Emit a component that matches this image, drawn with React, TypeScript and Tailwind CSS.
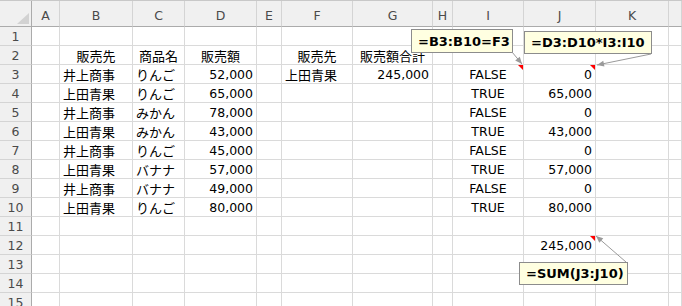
import React from "react";

type Align = "l" | "c" | "r";
type Cell = { t: string; a: Align; jp?: boolean };

const COLS = ["A", "B", "C", "D", "E", "F", "G", "H", "I", "J", "K", ""];
const ROW_COUNT = 15;

const jp = (t: string, a: Align = "l"): Cell => ({ t, a, jp: true });
const num = (t: string, a: Align = "r"): Cell => ({ t, a });

const DATA: [string, string, string, string, string][] = [
  ["井上商事", "りんご", "52,000", "FALSE", "0"],
  ["上田青果", "りんご", "65,000", "TRUE", "65,000"],
  ["井上商事", "みかん", "78,000", "FALSE", "0"],
  ["上田青果", "みかん", "43,000", "TRUE", "43,000"],
  ["井上商事", "りんご", "45,000", "FALSE", "0"],
  ["上田青果", "バナナ", "57,000", "TRUE", "57,000"],
  ["井上商事", "バナナ", "49,000", "FALSE", "0"],
  ["上田青果", "りんご", "80,000", "TRUE", "80,000"],
];

const sheet: Record<number, Record<string, Cell>> = {
  2: {
    B: jp("販売先", "c"),
    C: jp("商品名", "c"),
    D: jp("販売額", "c"),
    F: jp("販売先", "c"),
    G: jp("販売額合計", "c"),
  },
  12: { J: num("245,000") },
};

DATA.forEach(([client, item, amount, flag, value], i) => {
  const r = i + 3;
  sheet[r] = {
    B: jp(client),
    C: jp(item),
    D: num(amount),
    I: num(flag, "c"),
    J: num(value),
  };
});
sheet[3].F = jp("上田青果");
sheet[3].G = num("245,000");

const alignClass: Record<Align, string> = {
  l: "justify-start pl-[3px]",
  c: "justify-center",
  r: "justify-end pr-[3px]",
};

function GridCell({ cell }: { cell?: Cell }) {
  return (
    <div
      className={`flex h-[19px] items-center overflow-visible whitespace-nowrap border-r border-b border-[#dadada] bg-white text-black ${
        cell ? alignClass[cell.a] : ""
      }`}
    >
      {cell && (
        <span
          className={
            cell.jp
              ? "pt-[2px] text-[13px] leading-none"
              : "pt-[2px] text-[12.5px] leading-none"
          }
        >
          {cell.t}
        </span>
      )}
    </div>
  );
}

function arrowHead(x1: number, y1: number, x2: number, y2: number) {
  const dx = x2 - x1;
  const dy = y2 - y1;
  const len = Math.hypot(dx, dy);
  const ux = dx / len;
  const uy = dy / len;
  const L = 7;
  const W = 3;
  const bx = x2 - ux * L;
  const by = y2 - uy * L;
  return `${x2},${y2} ${bx - uy * W},${by + ux * W} ${bx + uy * W},${by - ux * W}`;
}

const ARROWS: [number, number, number, number][] = [
  [512, 52, 522, 64],
  [651, 54, 597, 65],
  [626, 262, 596, 236],
];

const MARKERS: [number, number][] = [
  [523, 65],
  [595, 65],
  [595, 236],
];

function Overlay() {
  return (
    <svg
      className="pointer-events-none absolute left-0 top-0"
      width={682}
      height={306}
      viewBox="0 0 682 306"
    >
      {MARKERS.map(([x, y], i) => (
        <polygon key={`m${i}`} points={`${x - 5},${y} ${x},${y} ${x},${y + 5}`} fill="#ff0000" />
      ))}
      {ARROWS.map(([x1, y1, x2, y2], i) => (
        <g key={`a${i}`}>
          <line x1={x1} y1={y1} x2={x2} y2={y2} stroke="#9a9a9a" strokeWidth={1} />
          <polygon points={arrowHead(x1, y1, x2, y2)} fill="#9a9a9a" />
        </g>
      ))}
    </svg>
  );
}

function Note({ text, className }: { text: string; className: string }) {
  return (
    <div
      className={`absolute flex items-center border border-[#8c8c8c] bg-[#ffffe1] pl-[6px] text-[13px] font-bold leading-none text-black ${className}`}
    >
      {text}
    </div>
  );
}

export default function App() {
  return (
    <div className="relative h-[306px] w-[682px] overflow-hidden bg-white font-['DejaVu_Sans','Noto_Sans_CJK_JP',sans-serif]">
      <div className="border-t border-[#c8c8c8]">
        <div className="grid grid-cols-[32px_28px_73px_52px_72px_25px_71px_80px_20px_71px_72px_73px_1fr]">
          {/* column headers */}
          <div className="flex h-[26px] items-end justify-end border-r border-b border-[#ababab] bg-[#f0f0f0] pb-[2px] pr-[2px]">
            <svg width="12" height="11" viewBox="0 0 12 11">
              <polygon points="12,0 12,11 0,11" fill="#d2d2d2" />
            </svg>
          </div>
          {COLS.map((c, i) => (
            <div
              key={`h${i}`}
              className="flex h-[26px] items-center justify-center border-r border-b border-r-[#d4d4d4] border-b-[#ababab] bg-[#f0f0f0] pt-[6px] text-[12.5px] leading-none text-[#4a4a4a]"
            >
              {c}
            </div>
          ))}

          {Array.from({ length: ROW_COUNT }, (_, ri) => {
            const r = ri + 1;
            const row = sheet[r] || {};
            return (
              <React.Fragment key={`r${r}`}>
                <div className="flex h-[19px] items-center justify-center border-r border-b border-r-[#ababab] border-b-[#d4d4d4] bg-[#f0f0f0] pt-[2px] text-[12.5px] leading-none text-[#4a4a4a]">
                  {r}
                </div>
                {COLS.map((c, ci) => (
                  <GridCell key={`c${r}-${ci}`} cell={c ? row[c] : undefined} />
                ))}
              </React.Fragment>
            );
          })}
        </div>
      </div>

      <Note text="=B3:B10=F3" className="left-[411px] top-[29px] h-[24px] w-[102px]" />
      <Note text="=D3:D10*I3:I10" className="left-[524px] top-[31px] h-[23px] w-[128px]" />
      <Note text="=SUM(J3:J10)" className="left-[519px] top-[262px] h-[23px] w-[109px]" />
      <Overlay />
    </div>
  );
}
——————
TASK TO CARRY OUT: Skip the pictures and restate exactly the lines from the beginning of the listing to the line with "const ROW_COUNT = 15;", that line included.

WRITTEN RESPONSE:
Emit a component that matches this image, drawn with React, TypeScript and Tailwind CSS.
import React from "react";

type Align = "l" | "c" | "r";
type Cell = { t: string; a: Align; jp?: boolean };

const COLS = ["A", "B", "C", "D", "E", "F", "G", "H", "I", "J", "K", ""];
const ROW_COUNT = 15;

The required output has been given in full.